Australia Is Burning (from March 2013)



For years, the proponents of global warming have worried that, because most carbon emissions are invisible to the human eye, the damage human activity has been doing to our planet has not been evident to the public. Talk of increasing levels of CO2 in the atmosphere have met with blank looks or even mild amusement at the prospect of warmer summers in places like the UK. Any impact, we have been told, would be decades, even centuries, away.

Yet here, now, this week, one image stands out which more than many shows more graphically than any both the truth and the real impact of global warming: it may become an icon of the climate change debate, its blood reds hues the danger light shining through the portal of the future we will all face if we do not act drastically and urgently to tackle this planetary crisis.

In Australia, a family were trapped by what were described as a series of "fire tornadoes" which have devastated large tracts of parched Australia. In this case the fires destroyed the town of Dunally on the island of Tasmania and forced the Holmes family to take desperate refuge in the sea as the ground around them burst into flames, trapping them. Only the presence of the water saved their lives. The grandfather of the children in the photograph above captured the dreadful moment.

Australia has never been the coldest region on the Earth; but while parts of the continent have had bush fires for centuries, the level and intensity have been reaching new records each year for many years now.
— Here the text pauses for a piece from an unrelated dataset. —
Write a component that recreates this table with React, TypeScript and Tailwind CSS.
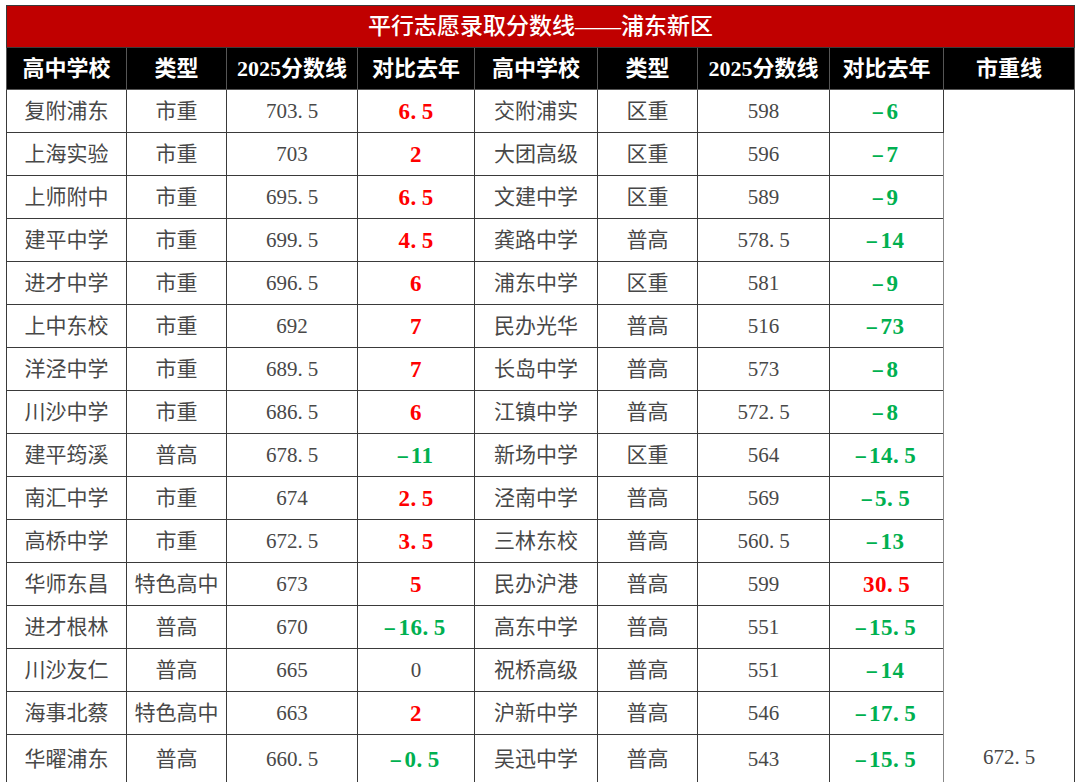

And this year has been so extreme in its heat that the weather service has actually introduced a new colour range for extreme high temperatures on its charts. Two shades of purple now indicate temperatures between the previous 50C limit and 54C as Australia burns in a long, record-breaking heatwave.

The Colour Purple - Australia's new weather extremes
And in the USA, its weather service has confirmed 2012 was the warmest year on record, while the Arctic sea ice melt last summer reached a record level.

Here in the UK, the Met Service issued a report on global warming which has been grossly misrepresented by the media, the ever sceptic Daily Mail in particular. This identified that natural weather cycles have reduced the rate of global surface temperature increase by around a fifth, so that in the 20 years from 1997 to 2017, there will be no overall temperature increase. Climate change deniers have jumped on a bandwagon trumpeting the usual hysteria about global warming being some sort of worldwide socialist conspiracy - but in doing so they are doing no one a service. Because the report does not say there has been no warming - what it says is that, if there was no warming, the last 20 years would have seen natural cycles reducing the overall surface temperature - but because of carbon emissions, the effect is that instead the temperature has stayed the same - while the underlying trend remains sharply and relentlessly upwards.

It is a slightly complicated situation and one that the deniers have happily twisted to try to pretend it tells a story that it doesn't.

The consequences of their actions may be catastrophic - the repeated propaganda from deniers, who are frequently funded by the same groups of companies that used to pay lobbyists to deny that tobacco damages people's health, has begun to have an impact on public opinion. Across the planet, more and more people are taking the view that global warming is not a result of human activity but either a purely natural phenomena (and therefore unavoidable) or even a blatant lie, perpetrated by faux academics who need grants to keep them in work!

Consequently, with the Obama administration repeating the calumnies of the Bush regime in refusing to engage in any international agreement to cut carbon emissions, as well as continued growth in emissions throughout the world, all the indices show that global warming is advancing more sharply and more quickly than even the most pessimistic scenarios used to suggest. We are looking at timescales of a few decades at most, not centuries, before the planet suffers such disruption that we face social collapse and even a full-on, Sixth Extinction.

Australia is burning. It should heed the sights around it, though there is scant evidence that it will - at over 27 tonnes of carbon emissions each year per inhabitant (the "safe" limit for the Earth is about 2 tonnes.), it is in the top seven most polluting countries on the Earth per head of population, with only Trinidad and a few Arab sultanates worse. Yet its public remains steadfastly one of the most sceptical in the world. Seeing, it seems, is not necessarily believing - especially if you decide to close your eyes to the devastating truth all around you, even when you are over half way towards boiling point.

It is a terrifying denial of reality the rest of the world needs to wake up to urgently.